Hasta bien entrado el siglo XIX la ciudad y su trama no es concebida como un motivo romántico o puramente paisajístico y las apariciones en grabados, paneles cerámicos, dibujos, planos o cuadros lo es como símbolo o hito geográfico e histórico. Poco después de que el fotógrafo francés Jean Laurent (1816-1886) sacara algunas de las primeras panorámicas de la ciudad, Ignacio Pinazo empieza a hacer protagonista los tejados con una percepción poética del paisaje urbano de cornisas y perfiles, siendo ejemplo de ello la deliciosa tablilla “Valencia nevada”.
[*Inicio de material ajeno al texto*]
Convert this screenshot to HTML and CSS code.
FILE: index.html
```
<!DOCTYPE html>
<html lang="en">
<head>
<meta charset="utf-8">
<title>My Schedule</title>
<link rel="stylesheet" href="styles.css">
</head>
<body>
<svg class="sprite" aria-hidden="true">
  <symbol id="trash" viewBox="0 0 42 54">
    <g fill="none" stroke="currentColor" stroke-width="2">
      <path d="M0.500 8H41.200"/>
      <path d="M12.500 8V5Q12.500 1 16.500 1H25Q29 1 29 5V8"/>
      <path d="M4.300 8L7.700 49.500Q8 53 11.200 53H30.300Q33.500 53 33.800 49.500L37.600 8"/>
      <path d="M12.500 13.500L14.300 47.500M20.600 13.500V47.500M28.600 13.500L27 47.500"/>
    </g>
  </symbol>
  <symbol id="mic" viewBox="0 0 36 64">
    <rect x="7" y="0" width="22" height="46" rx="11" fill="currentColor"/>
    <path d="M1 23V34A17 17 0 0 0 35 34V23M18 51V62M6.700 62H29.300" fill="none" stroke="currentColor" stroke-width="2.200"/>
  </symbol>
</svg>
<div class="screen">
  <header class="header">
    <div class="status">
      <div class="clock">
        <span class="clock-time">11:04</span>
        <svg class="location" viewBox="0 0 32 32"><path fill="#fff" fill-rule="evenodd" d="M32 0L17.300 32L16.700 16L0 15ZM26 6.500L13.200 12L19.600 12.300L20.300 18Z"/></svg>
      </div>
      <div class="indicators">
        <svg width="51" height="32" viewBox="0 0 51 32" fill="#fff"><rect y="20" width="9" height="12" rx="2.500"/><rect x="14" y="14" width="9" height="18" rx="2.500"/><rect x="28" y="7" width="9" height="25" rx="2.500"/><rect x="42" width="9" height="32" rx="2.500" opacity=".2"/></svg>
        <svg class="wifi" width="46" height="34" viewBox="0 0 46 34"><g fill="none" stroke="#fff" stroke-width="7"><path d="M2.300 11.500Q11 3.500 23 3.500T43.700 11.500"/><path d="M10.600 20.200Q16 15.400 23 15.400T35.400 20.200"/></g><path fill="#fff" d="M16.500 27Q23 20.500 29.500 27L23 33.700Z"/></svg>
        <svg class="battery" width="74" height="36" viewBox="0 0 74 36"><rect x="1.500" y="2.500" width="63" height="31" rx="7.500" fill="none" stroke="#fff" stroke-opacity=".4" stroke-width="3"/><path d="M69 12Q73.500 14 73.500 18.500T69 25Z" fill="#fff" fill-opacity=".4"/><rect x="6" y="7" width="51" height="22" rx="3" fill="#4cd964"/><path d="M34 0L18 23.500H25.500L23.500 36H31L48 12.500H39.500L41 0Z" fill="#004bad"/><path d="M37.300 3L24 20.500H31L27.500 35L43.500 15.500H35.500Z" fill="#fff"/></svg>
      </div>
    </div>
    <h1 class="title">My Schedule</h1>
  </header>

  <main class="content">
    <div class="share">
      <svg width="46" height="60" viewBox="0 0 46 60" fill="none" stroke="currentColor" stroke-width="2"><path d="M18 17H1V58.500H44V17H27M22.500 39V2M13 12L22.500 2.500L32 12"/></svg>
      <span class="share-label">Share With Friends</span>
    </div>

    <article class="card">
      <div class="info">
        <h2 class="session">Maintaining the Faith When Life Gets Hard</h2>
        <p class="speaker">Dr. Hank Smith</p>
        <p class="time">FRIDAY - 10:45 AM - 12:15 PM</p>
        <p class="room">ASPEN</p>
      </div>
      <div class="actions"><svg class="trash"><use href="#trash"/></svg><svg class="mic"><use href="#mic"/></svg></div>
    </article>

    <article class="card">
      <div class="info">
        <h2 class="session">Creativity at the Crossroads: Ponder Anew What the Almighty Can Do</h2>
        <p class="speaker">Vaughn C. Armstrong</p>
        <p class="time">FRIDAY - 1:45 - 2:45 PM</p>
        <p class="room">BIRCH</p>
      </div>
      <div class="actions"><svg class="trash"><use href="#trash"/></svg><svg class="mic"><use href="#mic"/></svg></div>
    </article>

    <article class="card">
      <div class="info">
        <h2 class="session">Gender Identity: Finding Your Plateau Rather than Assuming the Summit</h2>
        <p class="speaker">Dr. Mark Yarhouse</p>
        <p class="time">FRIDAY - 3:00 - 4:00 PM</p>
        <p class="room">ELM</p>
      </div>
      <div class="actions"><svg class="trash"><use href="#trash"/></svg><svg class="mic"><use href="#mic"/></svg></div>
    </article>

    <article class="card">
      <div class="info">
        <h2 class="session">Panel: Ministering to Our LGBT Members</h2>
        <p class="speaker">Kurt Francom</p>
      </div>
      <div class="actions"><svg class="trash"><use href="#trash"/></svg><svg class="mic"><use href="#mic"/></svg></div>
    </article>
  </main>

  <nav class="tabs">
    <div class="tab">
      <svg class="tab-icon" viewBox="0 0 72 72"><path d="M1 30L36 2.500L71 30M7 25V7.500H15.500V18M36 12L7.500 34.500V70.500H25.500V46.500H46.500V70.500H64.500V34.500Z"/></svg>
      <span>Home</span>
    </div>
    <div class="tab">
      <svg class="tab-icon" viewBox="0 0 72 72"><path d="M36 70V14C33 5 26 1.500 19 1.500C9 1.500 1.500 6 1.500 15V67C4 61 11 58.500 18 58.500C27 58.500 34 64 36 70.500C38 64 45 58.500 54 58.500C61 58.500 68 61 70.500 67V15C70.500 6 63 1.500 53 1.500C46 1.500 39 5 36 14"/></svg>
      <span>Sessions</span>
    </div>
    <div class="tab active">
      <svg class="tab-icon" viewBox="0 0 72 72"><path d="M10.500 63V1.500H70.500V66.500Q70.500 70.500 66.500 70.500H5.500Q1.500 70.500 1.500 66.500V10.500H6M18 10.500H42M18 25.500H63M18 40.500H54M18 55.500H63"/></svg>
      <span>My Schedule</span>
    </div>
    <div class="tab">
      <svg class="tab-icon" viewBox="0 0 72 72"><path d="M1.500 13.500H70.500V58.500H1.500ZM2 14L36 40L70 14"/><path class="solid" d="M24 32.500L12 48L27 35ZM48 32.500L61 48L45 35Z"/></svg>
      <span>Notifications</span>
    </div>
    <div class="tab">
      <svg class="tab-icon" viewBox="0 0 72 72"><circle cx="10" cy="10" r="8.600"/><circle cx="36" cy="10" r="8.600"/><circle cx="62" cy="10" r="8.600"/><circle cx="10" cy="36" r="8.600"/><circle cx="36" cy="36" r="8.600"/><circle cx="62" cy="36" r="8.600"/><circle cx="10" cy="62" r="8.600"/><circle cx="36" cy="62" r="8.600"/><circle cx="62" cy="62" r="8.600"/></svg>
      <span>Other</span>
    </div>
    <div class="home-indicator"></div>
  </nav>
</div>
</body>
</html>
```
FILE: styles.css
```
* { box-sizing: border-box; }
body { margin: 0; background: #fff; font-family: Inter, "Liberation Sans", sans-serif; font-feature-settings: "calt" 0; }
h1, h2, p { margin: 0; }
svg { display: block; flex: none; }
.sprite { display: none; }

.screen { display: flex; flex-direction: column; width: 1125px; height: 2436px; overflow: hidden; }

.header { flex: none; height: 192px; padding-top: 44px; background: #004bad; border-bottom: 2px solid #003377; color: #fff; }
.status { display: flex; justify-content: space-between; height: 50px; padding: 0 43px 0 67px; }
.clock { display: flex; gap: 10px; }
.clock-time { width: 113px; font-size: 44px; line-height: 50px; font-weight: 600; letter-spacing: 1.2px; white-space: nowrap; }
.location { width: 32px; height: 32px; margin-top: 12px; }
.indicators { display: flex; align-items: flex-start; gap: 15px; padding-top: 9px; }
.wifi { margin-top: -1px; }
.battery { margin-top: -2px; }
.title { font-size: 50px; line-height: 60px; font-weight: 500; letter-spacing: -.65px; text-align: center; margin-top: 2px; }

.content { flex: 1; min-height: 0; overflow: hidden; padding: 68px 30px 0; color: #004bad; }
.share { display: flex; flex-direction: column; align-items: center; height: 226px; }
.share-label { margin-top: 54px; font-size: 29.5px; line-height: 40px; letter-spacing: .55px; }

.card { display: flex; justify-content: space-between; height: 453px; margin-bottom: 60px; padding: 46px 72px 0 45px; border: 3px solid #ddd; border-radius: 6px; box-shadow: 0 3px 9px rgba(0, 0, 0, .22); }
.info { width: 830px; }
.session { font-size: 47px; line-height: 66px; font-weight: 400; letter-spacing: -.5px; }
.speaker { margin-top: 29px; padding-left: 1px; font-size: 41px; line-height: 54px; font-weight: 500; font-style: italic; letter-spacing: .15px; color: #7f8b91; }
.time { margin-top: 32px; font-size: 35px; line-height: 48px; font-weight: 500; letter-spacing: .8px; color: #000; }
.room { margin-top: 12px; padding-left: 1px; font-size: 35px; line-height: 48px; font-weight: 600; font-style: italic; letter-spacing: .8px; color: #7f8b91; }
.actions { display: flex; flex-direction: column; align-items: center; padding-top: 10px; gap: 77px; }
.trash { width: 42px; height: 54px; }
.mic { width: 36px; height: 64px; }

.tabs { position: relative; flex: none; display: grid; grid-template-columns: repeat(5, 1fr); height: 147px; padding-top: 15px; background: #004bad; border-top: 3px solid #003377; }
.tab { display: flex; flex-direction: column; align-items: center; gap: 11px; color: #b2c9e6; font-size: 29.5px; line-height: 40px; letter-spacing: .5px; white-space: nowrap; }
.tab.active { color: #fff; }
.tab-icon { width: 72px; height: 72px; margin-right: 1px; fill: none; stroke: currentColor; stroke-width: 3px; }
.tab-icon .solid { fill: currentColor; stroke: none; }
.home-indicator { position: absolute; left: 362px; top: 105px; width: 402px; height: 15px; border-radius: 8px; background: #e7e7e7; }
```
Más recientemente, sobrepasado el medio siglo de la pasada centuria, si hay un artista que sentía la necesidad de retratar los tejados de la ciudad era el Juan Ribera Berenguer (València 1935-2016). Un motivo que ya se observa en sus inicios en los años 50 y que no abandonará nunca. Un artista el pintor, al unísono, de tejados y de rincones de interior; porque, es curioso, su pintura viajaba desde los espacios oscuros y polvorientos de su estudio, en los que escobas y cacharros de cobre eran insólitos protagonistas, a los espacios superiores de la ciudad. La de Ribera Berenguer es una València muy interiorizada, un tanto destartalada, angosta e inestable. Como lo es su excelente pintura, no apta para todos, aunque ha sido un artista de un gran éxito comercial.
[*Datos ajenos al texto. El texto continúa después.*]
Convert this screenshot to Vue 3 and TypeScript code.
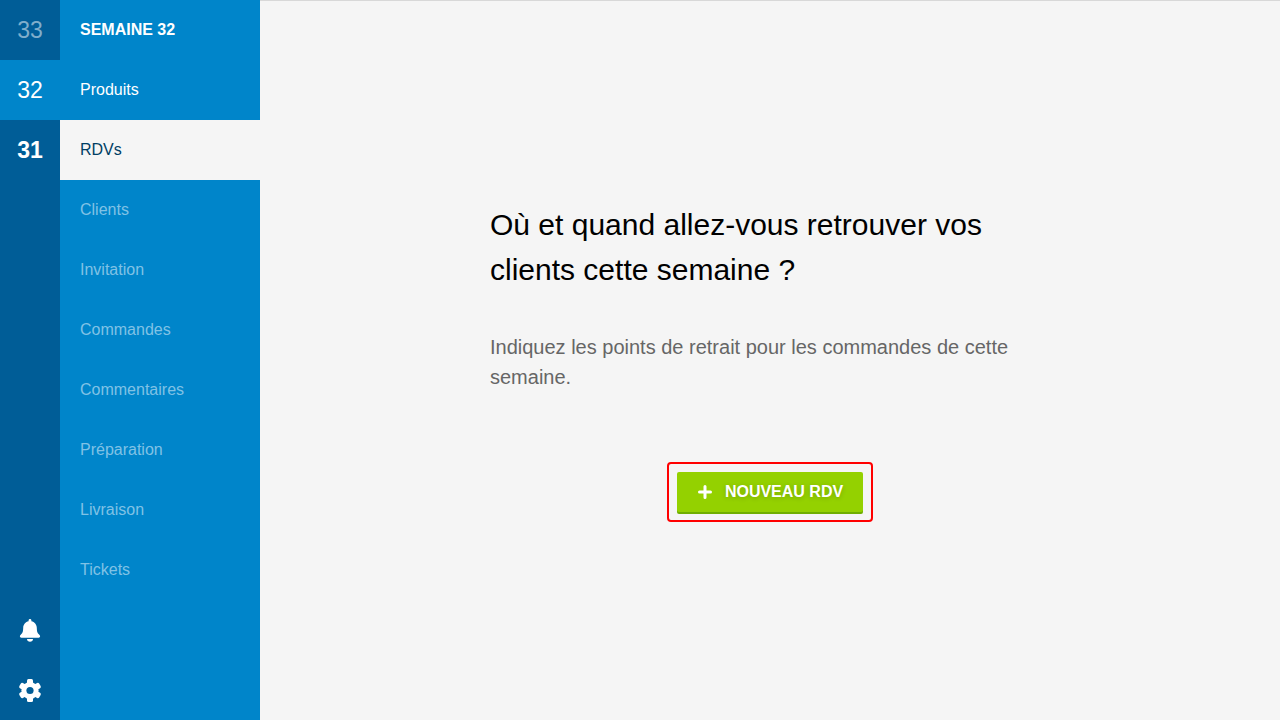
<script setup lang="ts">
interface Week {
  label: string
  state: 'upcoming' | 'selected' | 'current'
}

interface Section {
  label: string
  state: 'ready' | 'active' | 'pending'
}

const weeks: Week[] = [
  { label: '33', state: 'upcoming' },
  { label: '32', state: 'selected' },
  { label: '31', state: 'current' },
]

const sections: Section[] = [
  { label: 'Produits', state: 'ready' },
  { label: 'RDVs', state: 'active' },
  { label: 'Clients', state: 'pending' },
  { label: 'Invitation', state: 'pending' },
  { label: 'Commandes', state: 'pending' },
  { label: 'Commentaires', state: 'pending' },
  { label: 'Préparation', state: 'pending' },
  { label: 'Livraison', state: 'pending' },
  { label: 'Tickets', state: 'pending' },
]
</script>

<template>
  <div class="app">
    <nav class="weeks" aria-label="Semaines">
      <a v-for="week in weeks" :key="week.label" href="#" class="week" :class="week.state">{{ week.label }}</a>
      <div class="tools">
        <button type="button" class="tool" aria-label="Notifications">
          <svg width="24" height="24" viewBox="0 0 24 24" fill="#fff" aria-hidden="true">
            <path d="M12 1c.8 0 1.400.6 1.400 1.400v.8c3.100.7 5.300 3.200 5.400 6.500.1 3.800.5 5.100 2.500 7.100.5.500.8.9.8 1.500 0 .8-.6 1.400-1.400 1.400H3.300c-.8 0-1.400-.6-1.400-1.400 0-.6.3-1 .8-1.500 2-2 2.400-3.300 2.500-7.100.1-3.300 2.300-5.800 5.400-6.500v-.8C10.600 1.600 11.200 1 12 1z" />
            <path d="M9 21h6c0 1.700-1.300 2.800-3 2.800S9 22.700 9 21z" />
          </svg>
        </button>
        <button type="button" class="tool" aria-label="Paramètres">
          <svg width="24" height="24" viewBox="0 0 24 24" fill="#fff" aria-hidden="true">
            <circle cx="12" cy="12.500" r="8.600" />
            <rect x="9" y="1.100" width="6" height="22.800" rx="1.500" />
            <rect x="9" y="1.100" width="6" height="22.800" rx="1.500" transform="rotate(60 12 12.500)" />
            <rect x="9" y="1.100" width="6" height="22.800" rx="1.500" transform="rotate(120 12 12.500)" />
            <circle cx="12" cy="12.500" r="3.600" fill="#005d97" />
          </svg>
        </button>
      </div>
    </nav>

    <nav class="sections" aria-label="Semaine 32">
      <h2 class="title">SEMAINE 32</h2>
      <a v-for="section in sections" :key="section.label" href="#" class="section" :class="section.state">{{ section.label }}</a>
    </nav>

    <main class="content">
      <div class="intro">
        <h1>Où et quand allez-vous retrouver vos clients cette semaine ?</h1>
        <p>Indiquez les points de retrait pour les commandes de cette semaine.</p>
        <div class="highlight">
          <button type="button" class="create">
            <svg width="16" height="16" viewBox="0 0 16 16" fill="none" stroke="#fff" stroke-width="3" stroke-linecap="round" aria-hidden="true">
              <path d="M8 2.500v11M2.500 8h11" />
            </svg>
            <span>NOUVEAU RDV</span>
          </button>
        </div>
      </div>
    </main>
  </div>
</template>

<style>
body {
  margin: 0;
}
</style>

<style scoped>
.app {
  display: flex;
  min-height: 100vh;
  background: #f5f5f5;
  font-family: "Liberation Sans", Arial, sans-serif;
  font-size: 16px;
}

.weeks {
  display: flex;
  flex-direction: column;
  flex: 0 0 60px;
  background: #005d97;
}

.week {
  line-height: 60px;
  font-size: 23px;
  text-align: center;
  text-decoration: none;
  color: #fff;
}

.week.upcoming {
  color: #80aecb;
}

.week.selected {
  background: #0085ca;
}

.week.current {
  font-weight: bold;
}

.tools {
  margin-top: auto;
}

.tool {
  display: flex;
  align-items: center;
  justify-content: center;
  width: 100%;
  height: 60px;
  padding: 0;
  border: 0;
  background: none;
  cursor: pointer;
}

.sections {
  flex: 0 0 200px;
  background: #0085ca;
}

.title,
.section {
  display: block;
  margin: 0;
  padding: 0 20px;
  line-height: 60px;
  font-size: 16px;
  color: #fff;
  text-decoration: none;
}

.section.active {
  background: #f5f5f5;
  color: #003e64;
}

.section.pending {
  color: #80c2e5;
}

.content {
  display: flex;
  flex: 1;
  align-items: center;
  justify-content: center;
  padding: 2px 20px 0;
  border-top: 1px solid #d8d8d8;
}

.intro {
  display: flex;
  flex-direction: column;
  width: 100%;
  max-width: 560px;
}

h1 {
  margin: 0 0 40px;
  font-size: 30px;
  font-weight: normal;
  line-height: 45px;
  color: #000;
}

p {
  margin: 0 0 70px;
  font-size: 20px;
  line-height: 30px;
  color: #666;
}

.highlight {
  align-self: center;
  padding: 8px;
  border: 2px solid #f00;
  border-radius: 4px;
}

.create {
  display: flex;
  align-items: center;
  gap: 12px;
  height: 40px;
  padding: 0 20px;
  border: 0;
  border-radius: 2px;
  background: #94d100;
  box-shadow: 0 2px 0 #6fae00;
  font-family: inherit;
  font-size: 16px;
  font-weight: bold;
  color: #fff;
  text-shadow: 0 1px 5px rgba(0, 0, 0, 0.2);
  cursor: pointer;
}
</style>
Lejos de la idealización de artistas menos conocidos como Lluís Bou Solís (València 1944) de mirada limpia por medio de colores luminosos y despojado de elementos contaminantes a través de cierta abstracción y tratamiento fotográfico de la luz. Otro pintor Francisco Mir Belenguer (Benimámet 1934) se acerca más a una idea hiperrealista. La de Mir es también una València desconchada, de solares entre medianeras, sin embargo, no es una ciudad tambaleante como la de Ribera, sino de un pretendido ordenamiento del caos a través del detalle con un trabajo minucioso propio de un artesano.